Dataset section ▸

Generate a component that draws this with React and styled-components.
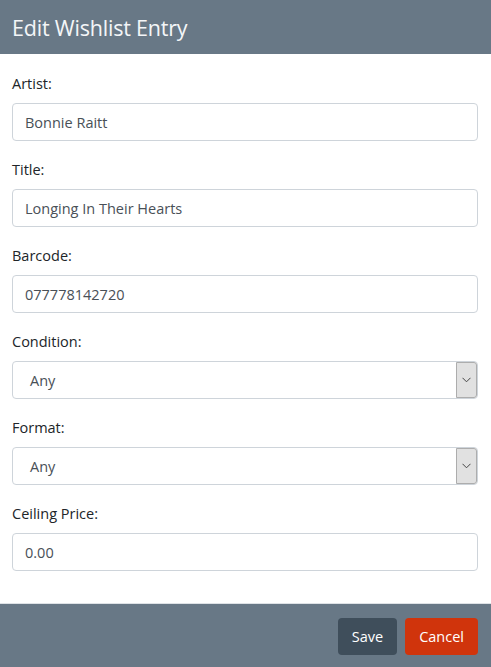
import styled, { createGlobalStyle } from 'styled-components';

const GlobalStyle = createGlobalStyle`
   * { box-sizing: border-box; }
   body {
      margin: 0;
      background: #ffffff;
      font-family: "Open Sans", "Noto Sans", sans-serif;
   }
`;

const Modal = styled.div`
   width: 491px;
   height: 667px;
   display: flex;
   flex-direction: column;
   background: #ffffff;
`;

const Header = styled.div`
   flex-shrink: 0;
   height: 54px;
   background: #687886;
   display: flex;
   align-items: center;
   padding: 0 12px;
`;

const HeaderTitle = styled.h2`
   margin: 0;
   font-size: 21.5px;
   font-weight: 400;
   color: #f4f6f8;
   letter-spacing: -0.2px;
`;

const Body = styled.form`
   flex: 1;
   padding: 20px 13px 0 12px;
   display: flex;
   flex-direction: column;
   gap: 19px;
`;

const Group = styled.div`
   display: flex;
   flex-direction: column;
   gap: 9px;
`;

const Label = styled.label`
   font-size: 14.5px;
   line-height: 20px;
   color: #212529;
`;

const Input = styled.input`
   height: 38px;
   width: 100%;
   border: 1px solid #ced4da;
   border-radius: 4px;
   padding: 0 12px;
   font-family: inherit;
   font-size: 14.5px;
   color: #495057;
   background: #fff;
   outline: none;
`;

const SelectBox = styled.div`
   height: 38px;
   width: 100%;
   border: 1px solid #ced4da;
   border-radius: 4px;
   display: flex;
   align-items: stretch;
   background: #fff;
`;

const SelectValue = styled.div`
   flex: 1;
   display: flex;
   align-items: center;
   padding-left: 17px;
   font-size: 14.5px;
   color: #495057;
`;

const ArrowBox = styled.div`
   width: 21px;
   background: #e1e1e1;
   border: 1px solid #adadad;
   border-radius: 0 3px 3px 0;
   display: flex;
   align-items: center;
   justify-content: center;
`;

const Footer = styled.div`
   flex-shrink: 0;
   height: 64px;
   background: #687886;
   border-top: 1px solid #dee2e6;
   display: flex;
   justify-content: flex-end;
   align-items: center;
   gap: 8px;
   padding: 0 13px 0 0;
`;

const Button = styled.button`
   height: 37px;
   padding: 0 14px;
   border: none;
   border-radius: 4px;
   font-family: inherit;
   font-size: 14.5px;
   color: #ffffff;
   background: ${(p) => (p.$danger ? '#d0340c' : '#3f4e5b')};
   margin-top: 2px;
`;

function Select({ value }) {
   return (
      <SelectBox>
         <SelectValue>{value}</SelectValue>
         <ArrowBox>
            <svg width="9" height="6" viewBox="0 0 9 6">
               <path d="M0.5 0.8 L4.5 4.8 L8.5 0.8" fill="none" stroke="#444" strokeWidth="1" />
            </svg>
         </ArrowBox>
      </SelectBox>
   );
}

export default function App() {
   return (
      <Modal>
         <GlobalStyle />
         <Header>
            <HeaderTitle>Edit Wishlist Entry</HeaderTitle>
         </Header>
         <Body>
            <Group>
               <Label>Artist:</Label>
               <Input defaultValue="Bonnie Raitt" />
            </Group>
            <Group>
               <Label>Title:</Label>
               <Input defaultValue="Longing In Their Hearts" />
            </Group>
            <Group>
               <Label>Barcode:</Label>
               <Input defaultValue="077778142720" />
            </Group>
            <Group>
               <Label>Condition:</Label>
               <Select value="Any" />
            </Group>
            <Group>
               <Label>Format:</Label>
               <Select value="Any" />
            </Group>
            <Group>
               <Label>Ceiling Price:</Label>
               <Input defaultValue="0.00" />
            </Group>
         </Body>
         <Footer>
            <Button type="button">Save</Button>
            <Button type="button" $danger>Cancel</Button>
         </Footer>
      </Modal>
   );
}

The request ▸ Reproduce every line of the material precisely, omitting its pictures.

Final result ▸
Generate a component that draws this with React and styled-components.
import styled, { createGlobalStyle } from 'styled-components';

const GlobalStyle = createGlobalStyle`
   * { box-sizing: border-box; }
   body {
      margin: 0;
      background: #ffffff;
      font-family: "Open Sans", "Noto Sans", sans-serif;
   }
`;

const Modal = styled.div`
   width: 491px;
   height: 667px;
   display: flex;
   flex-direction: column;
   background: #ffffff;
`;

const Header = styled.div`
   flex-shrink: 0;
   height: 54px;
   background: #687886;
   display: flex;
   align-items: center;
   padding: 0 12px;
`;

const HeaderTitle = styled.h2`
   margin: 0;
   font-size: 21.5px;
   font-weight: 400;
   color: #f4f6f8;
   letter-spacing: -0.2px;
`;

const Body = styled.form`
   flex: 1;
   padding: 20px 13px 0 12px;
   display: flex;
   flex-direction: column;
   gap: 19px;
`;

const Group = styled.div`
   display: flex;
   flex-direction: column;
   gap: 9px;
`;

const Label = styled.label`
   font-size: 14.5px;
   line-height: 20px;
   color: #212529;
`;

const Input = styled.input`
   height: 38px;
   width: 100%;
   border: 1px solid #ced4da;
   border-radius: 4px;
   padding: 0 12px;
   font-family: inherit;
   font-size: 14.5px;
   color: #495057;
   background: #fff;
   outline: none;
`;

const SelectBox = styled.div`
   height: 38px;
   width: 100%;
   border: 1px solid #ced4da;
   border-radius: 4px;
   display: flex;
   align-items: stretch;
   background: #fff;
`;

const SelectValue = styled.div`
   flex: 1;
   display: flex;
   align-items: center;
   padding-left: 17px;
   font-size: 14.5px;
   color: #495057;
`;

const ArrowBox = styled.div`
   width: 21px;
   background: #e1e1e1;
   border: 1px solid #adadad;
   border-radius: 0 3px 3px 0;
   display: flex;
   align-items: center;
   justify-content: center;
`;

const Footer = styled.div`
   flex-shrink: 0;
   height: 64px;
   background: #687886;
   border-top: 1px solid #dee2e6;
   display: flex;
   justify-content: flex-end;
   align-items: center;
   gap: 8px;
   padding: 0 13px 0 0;
`;

const Button = styled.button`
   height: 37px;
   padding: 0 14px;
   border: none;
   border-radius: 4px;
   font-family: inherit;
   font-size: 14.5px;
   color: #ffffff;
   background: ${(p) => (p.$danger ? '#d0340c' : '#3f4e5b')};
   margin-top: 2px;
`;

function Select({ value }) {
   return (
      <SelectBox>
         <SelectValue>{value}</SelectValue>
         <ArrowBox>
            <svg width="9" height="6" viewBox="0 0 9 6">
               <path d="M0.5 0.8 L4.5 4.8 L8.5 0.8" fill="none" stroke="#444" strokeWidth="1" />
            </svg>
         </ArrowBox>
      </SelectBox>
   );
}

export default function App() {
   return (
      <Modal>
         <GlobalStyle />
         <Header>
            <HeaderTitle>Edit Wishlist Entry</HeaderTitle>
         </Header>
         <Body>
            <Group>
               <Label>Artist:</Label>
               <Input defaultValue="Bonnie Raitt" />
            </Group>
            <Group>
               <Label>Title:</Label>
               <Input defaultValue="Longing In Their Hearts" />
            </Group>
            <Group>
               <Label>Barcode:</Label>
               <Input defaultValue="077778142720" />
            </Group>
            <Group>
               <Label>Condition:</Label>
               <Select value="Any" />
            </Group>
            <Group>
               <Label>Format:</Label>
               <Select value="Any" />
            </Group>
            <Group>
               <Label>Ceiling Price:</Label>
               <Input defaultValue="0.00" />
            </Group>
         </Body>
         <Footer>
            <Button type="button">Save</Button>
            <Button type="button" $danger>Cancel</Button>
         </Footer>
      </Modal>
   );
}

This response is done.